Perhaps this need for a public affects a would-be gift-literature most among the arts. Could Wallace have told this story about himself instead of his wife? Isn’t there something more outrageous about imagining a writer wanting “to remove oneself from the public sphere and produce that art only as gifts” than about imagining the same about a painter or a sculptor? Partly this is because we think of paintings and sculptures as objects, hence giftable, whereas the literary work is a template for producing many copies. A writer, especially a famous one like Wallace, might give a manuscript as a gift (though I imagine UT Austin comes by Wallace’s archive on not quite such privately-pure terms), but the work itself? Given that we inhabitants of print culture think of literary works as things for publication? Of course this is the special outrageousness, as both Natalia Cecire and Howard Becker remind me, of Emily Dickinson—it’s no accident that this “maverick” (to use Becker’s term) stayed in manuscript, or treated MS as a special kind of publication (depending on how you see it).

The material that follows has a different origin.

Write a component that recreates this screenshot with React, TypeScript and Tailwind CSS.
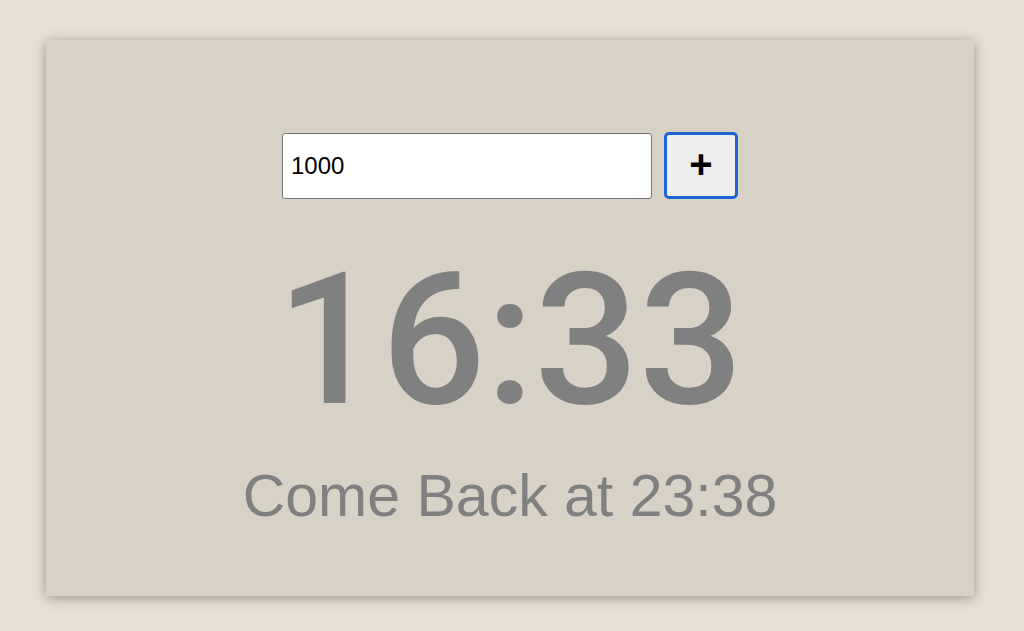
import { useState } from 'react';

export default function App() {
  const [minutes, setMinutes] = useState('1000');

  return (
    <div
      className="w-full h-[631px] bg-[#e8e0d4] pt-[40px] overflow-hidden"
      style={{ fontFamily: '"Liberation Sans", Arial, sans-serif' }}
    >
      <div className="ml-[46px] w-[928px] h-[556px] bg-[#d8d2c6] shadow-[0_2px_12px_rgba(0,0,0,0.35)] flex flex-col items-center pt-[92px]">
        {/* Input row */}
        <div className="flex items-center gap-[12px]">
          <input
            type="text"
            value={minutes}
            onChange={(e) => setMinutes(e.target.value)}
            className="w-[370px] h-[66px] bg-white border border-[#767676] rounded-[3px] px-[8px] text-[24px] text-black outline-none"
          />
          <button
            type="button"
            className="w-[74px] h-[67px] bg-[#efefef] border-[3px] border-[#1f63d4] rounded-[5px] flex items-center justify-center text-[40px] font-bold leading-none text-black"
          >
            <span className="-mt-[4px]">+</span>
          </button>
        </div>

        {/* Countdown */}
        <div className="mt-[49px] font-['Roboto',sans-serif] font-medium text-[184px] leading-none text-[#808080]">
          16:33
        </div>

        <div className="mt-[35px] text-[59px] leading-none text-[#808080]">
          Come Back at 23:38
        </div>
      </div>
    </div>
  );
}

But Dickinson seems a bit like the exception that proves the 19th-20th-21st-century rule, to me, and perhaps she also indicates that the novel even more than poetry is resistant to the private world of gift exchange. Related resistances emerge in the performing arts, to be sure, but literature still seems closer to the limit case to me. Maybe this is why Wallace immediately resists Karmodi’s interest in “pure” art in favor of a “continuum.”

On that continuum we’d find, I think, that concerns about audiences, reputation, even sales are compatible with (and perhaps necessary for) relative purity…but that’s a story for another day. Meanwhile, here! Happy unbirthday! Have a blog post.